The Cost of Malpractice Suits is Not Significant
According to Business Week, malpractice payouts by physicians and their insurers amounted to less than 1% of the country's overall health care cost. So, let's begin with a reality check. Malpractice suits are simply not a significant driver of health care costs.
There Are a Lot of Medical Errors
Medical errors happen far more often than most of us would like to consider. In a recent study, 35% of physicians reported errors in their own or a family member's care. The New England Journal of Medicine reports that there are 1,500 cases a year of foreign objects that are left in a person's body during surgery.

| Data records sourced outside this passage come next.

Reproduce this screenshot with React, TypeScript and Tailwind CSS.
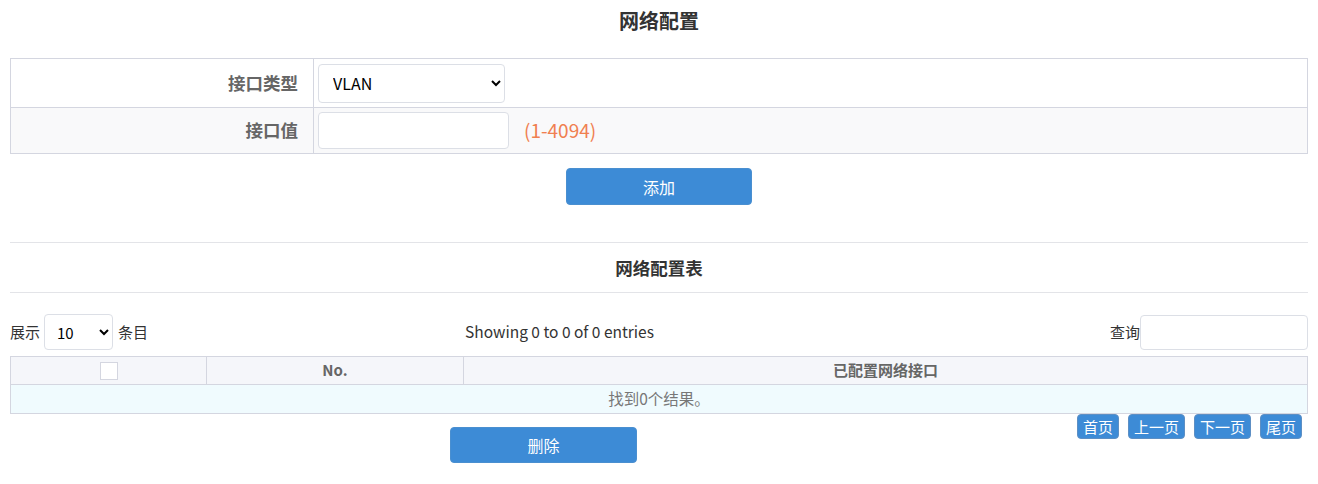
import { useState } from 'react';

const font = "font-['Microsoft_YaHei','Noto_Sans_CJK_SC',sans-serif]";

const pages = ['首页', '上一页', '下一页', '尾页'];

const App = () => {
  const [type, setType] = useState('VLAN');
  const [size, setSize] = useState('10');

  return (
    <div className={`${font} bg-white px-[10px] min-h-[484px] text-[#333]`}>
      <h1 className="pt-[8px] text-center text-[20px] leading-[26px] font-bold text-[#333]">网络配置</h1>

      {/* Form */}
      <table className="mt-[24px] w-full border-collapse border border-[#d4d6e0]">
        <tbody>
          <tr className="h-[49px] bg-white">
            <th className="w-[303px] border border-[#d4d6e0] pr-[15px] text-right text-[17.5px] font-bold text-[#666]">接口类型</th>
            <td className="border border-[#d4d6e0] pl-[4px]">
              <select
                value={type}
                onChange={(e) => setType(e.target.value)}
                className="h-[39px] w-[187px] rounded-[4px] border border-[#dcdfe6] bg-white pl-[10px] text-[16px] text-black"
              >
                <option>VLAN</option>
              </select>
            </td>
          </tr>
          <tr className="h-[46px] bg-[#f9f9fa]">
            <th className="border border-[#d4d6e0] pr-[15px] text-right text-[17.5px] font-bold text-[#666]">接口值</th>
            <td className="border border-[#d4d6e0] pl-[4px]">
              <div className="flex items-center gap-[15px]">
                <input className="h-[37px] w-[191px] rounded-[4px] border border-[#dcdfe6] bg-white px-2 text-[16px]" />
                <span className="text-[19px] text-[#f08050]">(1-4094)</span>
              </div>
            </td>
          </tr>
        </tbody>
      </table>

      <div className="mt-[14px] flex justify-center">
        <button className="h-[37px] w-[186px] rounded-[4px] border border-[#4a8fd0] bg-[#3d8bd6] text-[16px] text-white">添加</button>
      </div>

      <div className="mt-[37px] border-t border-[#e3e4e8]" />
      <h2 className="py-[15px] text-center text-[17.5px] leading-[19px] font-bold text-[#333]">网络配置表</h2>
      <div className="border-t border-[#e3e4e8]" />

      {/* Toolbar */}
      <div className="mt-[21px] flex h-[36px] items-center text-[15px] text-[#333]">
        <div className="flex w-[455px] items-center">
          <span>展示</span>
          <select
            value={size}
            onChange={(e) => setSize(e.target.value)}
            className="ml-[4px] mr-[5px] h-[36px] w-[69px] rounded-[4px] border border-[#dcdfe6] bg-white pl-[8px] text-[15px] text-black"
          >
            <option>10</option>
            <option>25</option>
            <option>50</option>
          </select>
          <span>条目</span>
        </div>
        <span className="text-[15.5px]">Showing 0 to 0 of 0 entries</span>
        <div className="ml-auto flex items-center">
          <span>查询</span>
          <input className="h-[35px] w-[168px] rounded-[4px] border border-[#dcdfe6] bg-white px-2" />
        </div>
      </div>

      {/* Table */}
      <table className="mt-[6px] w-full border-collapse border border-[#d4d6e0]">
        <thead>
          <tr className="h-[28px] bg-[#f5f6fa] text-[15px] text-[#666]">
            <th className="w-[196px] border border-[#d4d6e0]">
              <div className="mx-auto h-[18px] w-[18px] border border-[#d4d6e0] bg-white" />
            </th>
            <th className="w-[257px] border border-[#d4d6e0] font-bold">No.</th>
            <th className="border border-[#d4d6e0] font-bold">已配置网络接口</th>
          </tr>
        </thead>
        <tbody>
          <tr className="h-[29px] bg-[#f0fbfe]">
            <td colSpan={3} className="text-center text-[15.5px] text-[#777]">找到0个结果。</td>
          </tr>
        </tbody>
      </table>

      <div className="flex items-start">
        <div className="flex flex-1 justify-center pt-[13px]">
          <button className="h-[36px] w-[187px] rounded-[4px] border border-[#4a8fd0] bg-[#3d8bd6] text-[16px] text-white">删除</button>
        </div>
        <div className="mr-[6px] flex gap-[9px]">
          {pages.map((p) => (
            <button
              key={p}
              className="h-[25px] rounded-[4px] border border-[#5d8fc4] bg-[#3d8bd6] px-[5px] text-[15px] leading-[23px] text-white"
            >
              {p}
            </button>
          ))}
        </div>
      </div>
    </div>
  );
};

export default App;
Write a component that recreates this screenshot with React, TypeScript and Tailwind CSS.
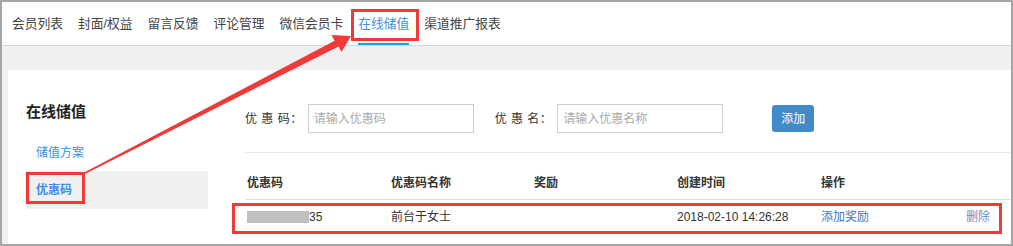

The Results of Medical Errors Can be Profound
The consequences of medical errors can be profound. In 1999, the Institute of Medicine said that preventable medical errors were the eighth leading cause of death. One physician, Lucien Leape, M.D. estimated that medical errors may actually be the third leading cause of death in the United States. There may be as many as 98,000 deaths per year in hospitals alone as a result of medical errors.
Most People Aren't Told About Medical Errors
Only 30% of patients harmed by a medical error were told of the problem by the professional responsible for the mistake, according to the New England Journal of Medicine. Thus, most people who suspect they have been a victim of medical negligence have to sue to find out if it's true.
Doctors Are Not Policing Themselves
Doctors are not policing themselves nor are the states charged with regulating the profession. Fewer than .25% (that's 1/4 of one percent) of licensed physicians face any serious state sanction in any given year. In 1999, there 2,696 serious state disciplinary actions instituted by the states, this despite the fact that it is believed that 98,000 people die every year as a result of preventable medical errors.
People Injured by Medical Errors Rarely Sue
One Harvard study estimated that only 1 in 7.6 actionable cases is every actually pursued by injured patients.